Thursday, December 03, 2015

Werewolf Woman

Call me uncouth if you want, but any film that opens with a fully nude woman dancing maniacally inside a ring of fire? It has my attention.

Dimension released WEREWOLF WOMAN in the United States in 1976 as THE LEGEND OF THE WOLF WOMAN, and anyone looking for hearty portions of violence and sex is sure to be pleased with it.

French starlet Annik Borel, whose credits miraculously include both this and the sitcom THE ODD COUPLE, plays a dual role. She’s Daniela, a young woman emotionally damaged by a rape at age thirteen. She also plays her 18th century ancestor, the afore-mentioned nude dancer who was burned at the stake for being a werewolf. Daniela starts to believe she is also a werewolf with her first victim being her brother-in-law.

WEREWOLF WOMAN’s exploitation credentials, if you happened to walk into the movie late, are promptly validated in the scene where Daniela masturbates while spying on her sister Elena (Dagmar Lassander) and her brother-in-law Fabian having sex. Fabian follows Daniela outdoors, where she strips and seduces him before tearing his throat out with her teeth and letting his blood drip on her nude body. Director Rino di Silvestro (WOMEN IN CELL BLOCK 7) may have few credits, but he seems to have made them count (in a scene in which Daniela freaks out in her hospital bed, di Silvestro makes sure her gown flips up to reveal her pubic hair).

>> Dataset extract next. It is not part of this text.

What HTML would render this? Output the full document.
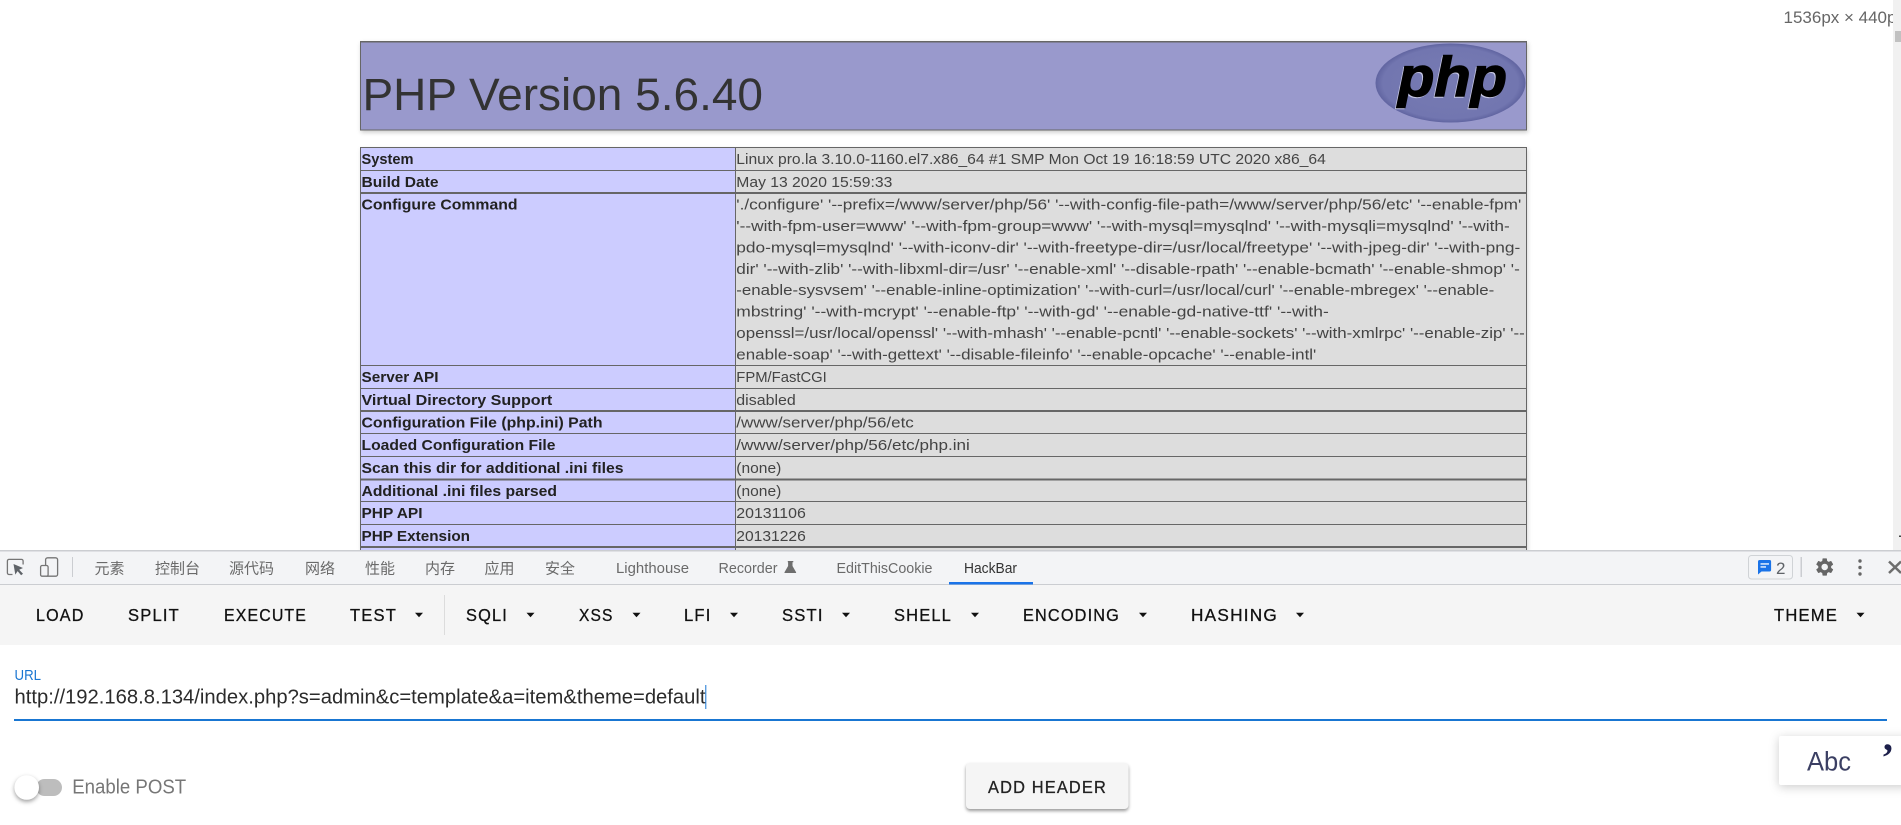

Despite the string of bodies Daniela leaves behind, the film works hard to put the audience on her side. After two more sexual assaults (!) and the murder of her stuntman boyfriend (who appears to live in a fake western town), the tone shifts from horror to rape-revenge. It’s hard not to feel sympathy for the increasingly feral Daniela as she tracks down her rapists and murders them. Frederick Stafford, the star of Hitchcock’s TOPAZ, must have wondered what his agent got him into as he indifferently plays the policeman on Daniela’s trail.